Walk to End Alzheimer’s raises awareness and funds one step at a time
The annual Walk to End Alzheimer’s Wasatch Back-Park City will start with a ceremony at 10 a.m. on Saturday, Sept 8, at the Basin Recreation Center, 1388 Center Drive. Preregistration can be done by visiting act.alz.org/site/TR/Walk2018/UT-Utah?pg=entry&fr_id=11574. Day of registration starts at 9 a.m. For information, visit www.http://act.alz.org.
The annual Walk to End Alzheimer’s Wasatch Back-Park City is the fastest growing Alzheimer’s disease awareness and fundraising event in Utah, said Laura Wall, development director for the Utah Chapter of the Alzheimer’s Association.
Three years ago, the goal was to raise $25,000, and it made $36,000, and last year, the goal was $75,000 and it made $86,000, according to Wall.
“I’m in charge of all eight walks that take place around the state, and it’s been so rewarding to watch this particular community come together and support the heck out of this event,” said Wall, whose mother has the disease.
“This year our goal is $96,000, and the walk has already raised 60 percent of that goal,” said Debbie Morton, co-chair of the Wasatch Back-Park City event.
“Most of the money will come in the day of the walk,” she said.
This year’s day will be Saturday, Sept. 8. Day-of registration will start at 9 a.m. at Basin Recreation, 1388 Center Drive at Kimball Junction. The emcee this year is KSL TV news anchor Deanie Wimmer. Advanced registration can be done by visiting http://www.alz.org/walk.
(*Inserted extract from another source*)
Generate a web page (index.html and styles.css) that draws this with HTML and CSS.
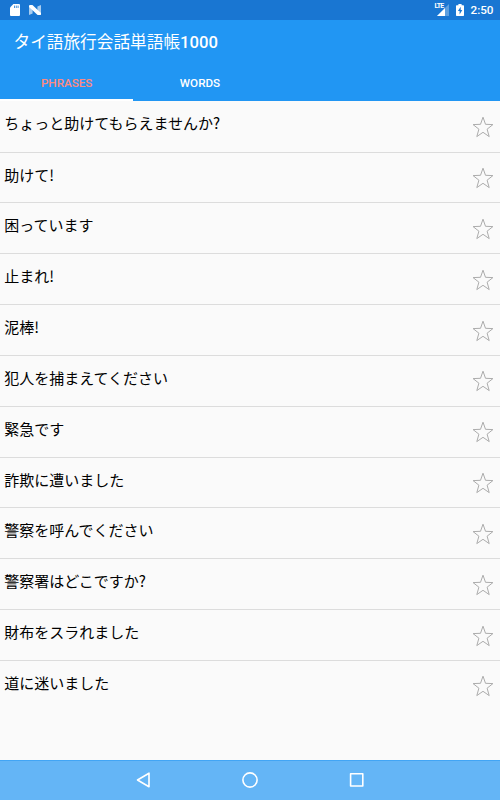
FILE: index.html
```html
<!DOCTYPE html>
<html lang="ja">
<head>
<meta charset="utf-8">
<title>タイ語旅行会話単語帳1000</title>
<link rel="stylesheet" href="styles.css">
</head>
<body>
<svg class="defs" width="0" height="0" aria-hidden="true">
  <symbol id="star" viewBox="0 0 22 22">
    <path d="M11 1.2 L13.5 8.3 L20.9 8.6 L15.1 13.2 L17.2 20.6 L11 16.3 L4.8 20.6 L6.9 13.2 L1.1 8.6 L8.5 8.3 Z" fill="none" stroke="#acacac" stroke-width="1"/>
  </symbol>
</svg>
<div class="screen">
  <div class="status">
    <svg class="sd" width="10" height="12" viewBox="0 0 10 12"><path d="M3.4 0H9Q10 0 10 1V11Q10 12 9 12H1Q0 12 0 11V3.4Z" fill="#fff"/><path d="M4.5 1.6V4M6.3 1.6V4M8.1 1.6V4" stroke="#1976d2" stroke-width=".8"/></svg>
    <svg class="nlogo" width="12" height="12" viewBox="0 0 12 12"><path d="M0 2H3.6V9.4L0 11ZM12 1L8.4 2.6V10H12Z" fill="#a9cdf0"/><path d="M0 1.8Q0 .9 1 .9H3.4L12 9V10.2Q12 11.1 11 11.1H8.6L0 3Z" fill="#fff"/></svg>
    <span class="spacer"></span>
    <div class="signal"><span class="lte">LTE</span><svg width="12" height="12" viewBox="0 0 12 12"><path d="M0 12L12 0V12Z" fill="#5e9fdf"/><path d="M0 12L8 4V12Z" fill="#fff"/></svg></div>
    <svg class="battery" width="8" height="12" viewBox="0 0 8 12"><path d="M2.4 0H5.6V1.2H7.3Q8 1.2 8 2V11.3Q8 12 7.3 12H.7Q0 12 0 11.3V2Q0 1.2 .7 1.2H2.4Z" fill="#fff"/><path d="M4.7 2.8L1.9 7.1H3.6V10.4L6.3 6.1H4.7Z" fill="#1976d2"/></svg>
    <span class="clock">2:50</span>
  </div>
  <header class="appbar">
    <h1 class="title"><span class="cjk">タイ語旅行会話単語帳</span>1000</h1>
    <nav class="tabs">
      <div class="tab active">PHRASES</div>
      <div class="tab">WORDS</div>
    </nav>
  </header>
  <main class="list">
    <div class="row"><span>ちょっと助けてもらえませんか?</span><svg class="star"><use href="#star"/></svg></div>
    <div class="row"><span>助けて!</span><svg class="star"><use href="#star"/></svg></div>
    <div class="row"><span>困っています</span><svg class="star"><use href="#star"/></svg></div>
    <div class="row"><span>止まれ!</span><svg class="star"><use href="#star"/></svg></div>
    <div class="row"><span>泥棒!</span><svg class="star"><use href="#star"/></svg></div>
    <div class="row"><span>犯人を捕まえてください</span><svg class="star"><use href="#star"/></svg></div>
    <div class="row"><span>緊急です</span><svg class="star"><use href="#star"/></svg></div>
    <div class="row"><span>詐欺に遭いました</span><svg class="star"><use href="#star"/></svg></div>
    <div class="row"><span>警察を呼んでください</span><svg class="star"><use href="#star"/></svg></div>
    <div class="row"><span>警察署はどこですか?</span><svg class="star"><use href="#star"/></svg></div>
    <div class="row"><span>財布をスラれました</span><svg class="star"><use href="#star"/></svg></div>
    <div class="row"><span>道に迷いました</span><svg class="star"><use href="#star"/></svg></div>
  </main>
  <footer class="navbar">
    <svg width="16" height="18" viewBox="0 0 16 18"><path d="M14 2.2V15.8L2.5 9Z"/></svg>
    <svg width="18" height="18" viewBox="0 0 18 18"><circle cx="9" cy="9" r="7.1"/></svg>
    <svg width="16" height="16" viewBox="0 0 16 16"><rect x="1.6" y="1.8" width="12.2" height="12.2"/></svg>
  </footer>
</div>
</body>
</html>
```
FILE: styles.css
```css
* { box-sizing: border-box; }
body {
  margin: 0;
  font-family: Roboto, "Noto Sans CJK JP", sans-serif;
  background: #fafafa;
}
.defs { display: block; }
.screen {
  width: 500px;
  height: 800px;
  display: flex;
  flex-direction: column;
  overflow: hidden;
}
.status {
  flex: none;
  height: 20px;
  padding: 0 6.5px 0 10px;
  display: flex;
  align-items: center;
  background: #1976d2;
  color: #fff;
}
.nlogo { margin-left: 9px; }
.spacer { flex: 1; }
.signal {
  display: flex;
  width: 15px;
  height: 12px;
  justify-content: flex-end;
  position: relative;
}
.lte {
  position: absolute;
  left: 0;
  top: -1px;
  font-size: 7px;
  line-height: 7px;
  font-weight: 700;
  letter-spacing: -0.8px;
}
.battery { margin-left: 7px; }
.clock {
  margin-left: 6px;
  font-size: 11.7px;
  line-height: 22px;
  font-weight: 500;
}
.appbar {
  flex: none;
  height: 81.4px;
  background: #2196f3;
  color: #fff;
}
.title {
  margin: 0;
  padding-left: 13.5px;
  height: 43px;
  line-height: 45px;
  font-size: 16.67px;
  font-weight: 500;
}
.cjk { font-weight: 400; }
.tabs { display: flex; height: 38.4px; }
.tab {
  width: 133.33px;
  height: 38.4px;
  line-height: 40px;
  text-align: center;
  font-size: 11.67px;
  font-weight: 500;
}
.tab.active {
  color: #ff8a80;
  border-bottom: 2px solid #fff;
}
.list { flex: 1; min-height: 0; }
.row {
  height: 50.83px;
  padding: 0 6.5px 0 4.3px;
  display: flex;
  justify-content: space-between;
  border-bottom: 1px solid #dcdcdc;
  color: #000;
  font-family: "Noto Sans CJK JP", sans-serif;
  font-size: 15px;
  line-height: 44.4px;
  white-space: nowrap;
}
.row:first-child { height: 51.2px; }
.row:last-child { border-bottom: 0; }
.star { width: 22px; height: 22px; margin-top: 14.6px; }
.navbar {
  flex: none;
  height: 40px;
  border-top: 1px solid #42a5f5;
  background: #64b5f6;
  display: flex;
  justify-content: center;
  align-items: center;
  gap: 90px;
  padding-bottom: 1px;
}
.navbar svg {
  fill: none;
  stroke: #fff;
  stroke-width: 1.6;
  stroke-linejoin: round;
}
```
Registration can also be done by calling Wall at 801-641-7148.
The two-mile walk will start at 10 a.m., said Morton.
“We’ll walk the trail from the Swaner EcoCenter to the (Walling Barn) on Highway 224, and back,” she said. “You can walk as an individual or you can get a group together for a team or you can join any existing team.”
The walk not only raises money for Alzheimer’s research, but also raises awareness of the disease, Wall said.
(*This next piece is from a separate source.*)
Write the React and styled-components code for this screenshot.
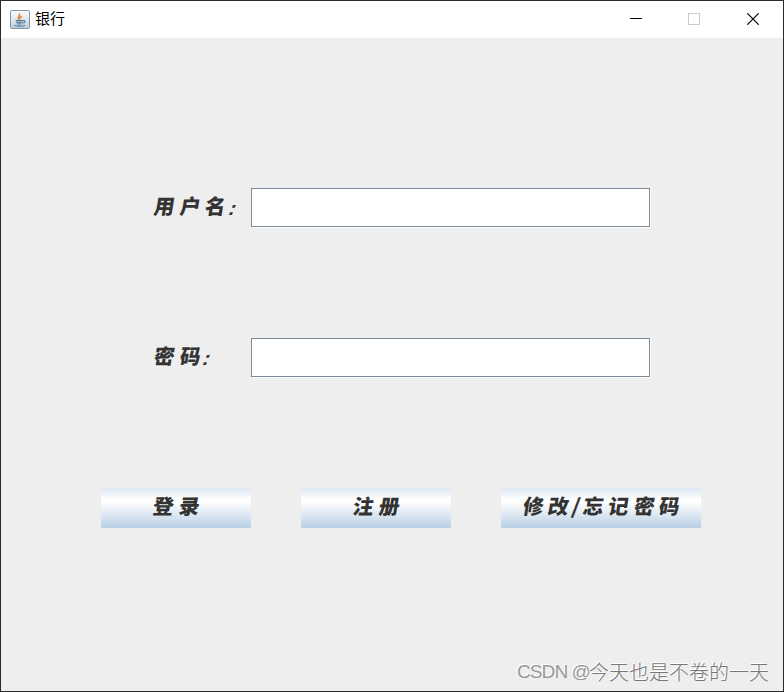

“Last year, when we were walking on the trail, we had cars veer into the parking lot and ask us what we were doing,” she said. “As we talked to these people, we found that everyone who talked with us had some relationship to the disease.”
Alzheimer’s, a form of dementia, is the sixth leading cause of death in the United States, according to Wall.
“It’s the fourth leading cause of death in Utah, and we know one-third of Utah seniors will end up with Alzheimer’s and dementia,” she said.
Ray Freer, who co-chairs the event with Morton, watched his wife Mary, with whom he’s been married for 52 years, slip into Alzheimer’s symptoms over an eight-year period.
“I saw her go through mild cognitive impairment, where you can live an almost normal life, to mild dementia to moderate dementia to advance dementia,” he said. “I see her three times a week at the Life Care Center in Salt Lake, where she’s staying, and although she recognizes me and our dog, she can’t dress herself or bathe. She requires assistance when eating and she cannot communicate.”
Morton’s father had Alzheimer’s for 12 years, and died five years ago.
“His brother and three of his first cousins had it, and we just found out another cousin has it,” she said. “I also have a 28 percent chance of getting it.”
The walk also raises awareness for the caretakers of Alzheimer’s patients, Wall said.
“More than 15 million people provide unpaid care for people with Alzheimer’s and other dementias,” she said.
Those caregivers clocked in an estimated 18.2 billion hours of care that valued more than $230 billion, and of those caregivers, 35 percent reported that their health has gotten worse due to the weight of caregiving responsibilities, she said.
“Even if the walk isn’t their deal, we have resources listed on our website,” she said. “We also have a helpline that is open 24 hours, seven days a week and is in 246 languages. There is no reason for anyone to go through this alone.”